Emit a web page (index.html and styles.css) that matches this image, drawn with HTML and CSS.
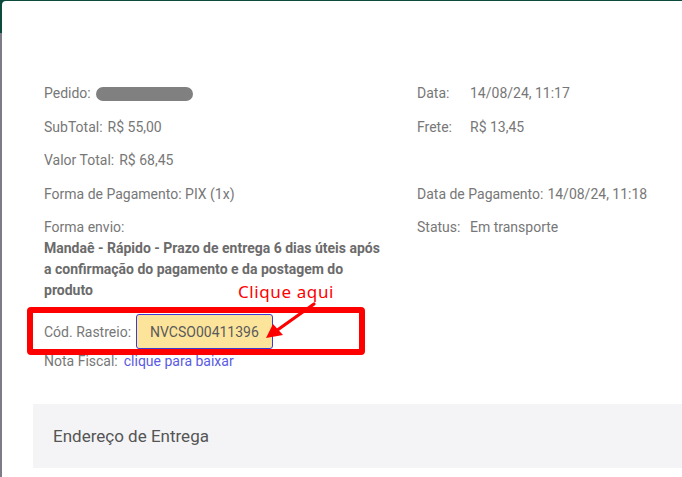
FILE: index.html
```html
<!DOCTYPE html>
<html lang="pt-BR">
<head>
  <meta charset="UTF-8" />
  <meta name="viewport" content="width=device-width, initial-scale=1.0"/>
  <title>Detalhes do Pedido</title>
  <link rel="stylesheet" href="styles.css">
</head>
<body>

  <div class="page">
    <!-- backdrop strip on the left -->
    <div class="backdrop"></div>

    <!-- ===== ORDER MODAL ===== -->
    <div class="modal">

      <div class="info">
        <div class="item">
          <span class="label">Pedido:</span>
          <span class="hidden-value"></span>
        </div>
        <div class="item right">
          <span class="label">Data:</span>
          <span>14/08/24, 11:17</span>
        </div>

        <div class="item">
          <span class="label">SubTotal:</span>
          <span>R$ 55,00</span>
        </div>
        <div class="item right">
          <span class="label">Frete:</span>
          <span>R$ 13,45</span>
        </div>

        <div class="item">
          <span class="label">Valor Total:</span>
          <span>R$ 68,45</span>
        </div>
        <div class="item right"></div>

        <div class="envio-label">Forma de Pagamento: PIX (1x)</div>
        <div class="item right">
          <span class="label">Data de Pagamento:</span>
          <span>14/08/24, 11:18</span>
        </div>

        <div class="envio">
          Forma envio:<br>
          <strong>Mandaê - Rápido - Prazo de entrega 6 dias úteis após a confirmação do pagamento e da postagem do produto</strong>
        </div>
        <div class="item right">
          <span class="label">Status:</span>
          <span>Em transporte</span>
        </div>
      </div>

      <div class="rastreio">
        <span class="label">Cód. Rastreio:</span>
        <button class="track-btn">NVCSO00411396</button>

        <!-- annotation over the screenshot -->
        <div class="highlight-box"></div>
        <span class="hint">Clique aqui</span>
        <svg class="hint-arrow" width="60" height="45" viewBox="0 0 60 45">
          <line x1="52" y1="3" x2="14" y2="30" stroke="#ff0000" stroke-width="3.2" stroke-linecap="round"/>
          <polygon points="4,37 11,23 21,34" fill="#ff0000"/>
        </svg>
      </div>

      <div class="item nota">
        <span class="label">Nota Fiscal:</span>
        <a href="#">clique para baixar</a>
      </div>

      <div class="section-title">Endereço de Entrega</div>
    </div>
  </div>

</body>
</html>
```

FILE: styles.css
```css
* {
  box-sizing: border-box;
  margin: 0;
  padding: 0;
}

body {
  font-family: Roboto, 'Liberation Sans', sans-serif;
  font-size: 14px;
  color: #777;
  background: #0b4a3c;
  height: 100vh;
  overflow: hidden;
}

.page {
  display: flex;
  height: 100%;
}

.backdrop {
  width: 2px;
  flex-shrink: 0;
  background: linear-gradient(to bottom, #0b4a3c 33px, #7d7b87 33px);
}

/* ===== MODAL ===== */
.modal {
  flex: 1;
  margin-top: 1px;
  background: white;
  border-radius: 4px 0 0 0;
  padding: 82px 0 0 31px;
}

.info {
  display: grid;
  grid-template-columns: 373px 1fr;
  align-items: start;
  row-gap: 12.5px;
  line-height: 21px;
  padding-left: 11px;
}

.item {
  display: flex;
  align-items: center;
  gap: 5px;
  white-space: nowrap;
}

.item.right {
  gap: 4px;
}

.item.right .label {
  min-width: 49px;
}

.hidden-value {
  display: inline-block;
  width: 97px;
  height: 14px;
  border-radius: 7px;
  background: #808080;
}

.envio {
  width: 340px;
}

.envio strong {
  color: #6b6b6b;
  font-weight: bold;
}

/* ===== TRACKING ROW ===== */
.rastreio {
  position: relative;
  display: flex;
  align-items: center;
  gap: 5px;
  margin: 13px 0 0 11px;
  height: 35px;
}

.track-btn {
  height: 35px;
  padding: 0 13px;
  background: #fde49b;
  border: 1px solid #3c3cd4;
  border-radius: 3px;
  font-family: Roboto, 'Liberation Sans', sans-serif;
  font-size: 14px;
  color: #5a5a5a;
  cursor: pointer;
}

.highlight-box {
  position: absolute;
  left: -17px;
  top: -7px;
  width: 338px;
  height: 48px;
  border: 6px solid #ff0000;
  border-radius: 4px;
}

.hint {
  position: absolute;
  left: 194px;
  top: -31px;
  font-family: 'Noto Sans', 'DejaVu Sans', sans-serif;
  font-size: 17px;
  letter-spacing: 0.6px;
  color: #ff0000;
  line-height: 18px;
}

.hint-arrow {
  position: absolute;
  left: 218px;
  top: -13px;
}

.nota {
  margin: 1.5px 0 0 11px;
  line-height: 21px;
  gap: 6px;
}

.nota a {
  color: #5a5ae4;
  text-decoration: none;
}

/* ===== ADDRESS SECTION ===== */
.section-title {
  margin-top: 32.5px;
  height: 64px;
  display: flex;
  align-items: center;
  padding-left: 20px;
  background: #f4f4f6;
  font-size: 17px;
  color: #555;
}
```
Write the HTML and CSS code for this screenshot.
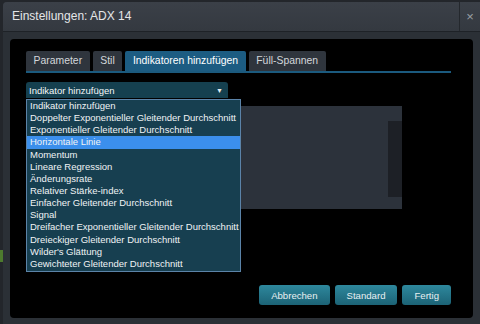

========================

§ REQUIRED WORK
Leave out the pictures and print every line of the data exactly.

§ REPLY
Emit a web page (index.html and styles.css) that matches this image, drawn with HTML and CSS.
FILE: index.html
```html
<!DOCTYPE html>
<html lang="pt-BR">
<head>
  <meta charset="UTF-8" />
  <meta name="viewport" content="width=device-width, initial-scale=1.0"/>
  <title>Detalhes do Pedido</title>
  <link rel="stylesheet" href="styles.css">
</head>
<body>

  <div class="page">
    <!-- backdrop strip on the left -->
    <div class="backdrop"></div>

    <!-- ===== ORDER MODAL ===== -->
    <div class="modal">

      <div class="info">
        <div class="item">
          <span class="label">Pedido:</span>
          <span class="hidden-value"></span>
        </div>
        <div class="item right">
          <span class="label">Data:</span>
          <span>14/08/24, 11:17</span>
        </div>

        <div class="item">
          <span class="label">SubTotal:</span>
          <span>R$ 55,00</span>
        </div>
        <div class="item right">
          <span class="label">Frete:</span>
          <span>R$ 13,45</span>
        </div>

        <div class="item">
          <span class="label">Valor Total:</span>
          <span>R$ 68,45</span>
        </div>
        <div class="item right"></div>

        <div class="envio-label">Forma de Pagamento: PIX (1x)</div>
        <div class="item right">
          <span class="label">Data de Pagamento:</span>
          <span>14/08/24, 11:18</span>
        </div>

        <div class="envio">
          Forma envio:<br>
          <strong>Mandaê - Rápido - Prazo de entrega 6 dias úteis após a confirmação do pagamento e da postagem do produto</strong>
        </div>
        <div class="item right">
          <span class="label">Status:</span>
          <span>Em transporte</span>
        </div>
      </div>

      <div class="rastreio">
        <span class="label">Cód. Rastreio:</span>
        <button class="track-btn">NVCSO00411396</button>

        <!-- annotation over the screenshot -->
        <div class="highlight-box"></div>
        <span class="hint">Clique aqui</span>
        <svg class="hint-arrow" width="60" height="45" viewBox="0 0 60 45">
          <line x1="52" y1="3" x2="14" y2="30" stroke="#ff0000" stroke-width="3.2" stroke-linecap="round"/>
          <polygon points="4,37 11,23 21,34" fill="#ff0000"/>
        </svg>
      </div>

      <div class="item nota">
        <span class="label">Nota Fiscal:</span>
        <a href="#">clique para baixar</a>
      </div>

      <div class="section-title">Endereço de Entrega</div>
    </div>
  </div>

</body>
</html>
```

FILE: styles.css
```css
* {
  box-sizing: border-box;
  margin: 0;
  padding: 0;
}

body {
  font-family: Roboto, 'Liberation Sans', sans-serif;
  font-size: 14px;
  color: #777;
  background: #0b4a3c;
  height: 100vh;
  overflow: hidden;
}

.page {
  display: flex;
  height: 100%;
}

.backdrop {
  width: 2px;
  flex-shrink: 0;
  background: linear-gradient(to bottom, #0b4a3c 33px, #7d7b87 33px);
}

/* ===== MODAL ===== */
.modal {
  flex: 1;
  margin-top: 1px;
  background: white;
  border-radius: 4px 0 0 0;
  padding: 82px 0 0 31px;
}

.info {
  display: grid;
  grid-template-columns: 373px 1fr;
  align-items: start;
  row-gap: 12.5px;
  line-height: 21px;
  padding-left: 11px;
}

.item {
  display: flex;
  align-items: center;
  gap: 5px;
  white-space: nowrap;
}

.item.right {
  gap: 4px;
}

.item.right .label {
  min-width: 49px;
}

.hidden-value {
  display: inline-block;
  width: 97px;
  height: 14px;
  border-radius: 7px;
  background: #808080;
}

.envio {
  width: 340px;
}

.envio strong {
  color: #6b6b6b;
  font-weight: bold;
}

/* ===== TRACKING ROW ===== */
.rastreio {
  position: relative;
  display: flex;
  align-items: center;
  gap: 5px;
  margin: 13px 0 0 11px;
  height: 35px;
}

.track-btn {
  height: 35px;
  padding: 0 13px;
  background: #fde49b;
  border: 1px solid #3c3cd4;
  border-radius: 3px;
  font-family: Roboto, 'Liberation Sans', sans-serif;
  font-size: 14px;
  color: #5a5a5a;
  cursor: pointer;
}

.highlight-box {
  position: absolute;
  left: -17px;
  top: -7px;
  width: 338px;
  height: 48px;
  border: 6px solid #ff0000;
  border-radius: 4px;
}

.hint {
  position: absolute;
  left: 194px;
  top: -31px;
  font-family: 'Noto Sans', 'DejaVu Sans', sans-serif;
  font-size: 17px;
  letter-spacing: 0.6px;
  color: #ff0000;
  line-height: 18px;
}

.hint-arrow {
  position: absolute;
  left: 218px;
  top: -13px;
}

.nota {
  margin: 1.5px 0 0 11px;
  line-height: 21px;
  gap: 6px;
}

.nota a {
  color: #5a5ae4;
  text-decoration: none;
}

/* ===== ADDRESS SECTION ===== */
.section-title {
  margin-top: 32.5px;
  height: 64px;
  display: flex;
  align-items: center;
  padding-left: 20px;
  background: #f4f4f6;
  font-size: 17px;
  color: #555;
}
```
Write the HTML and CSS code for this screenshot.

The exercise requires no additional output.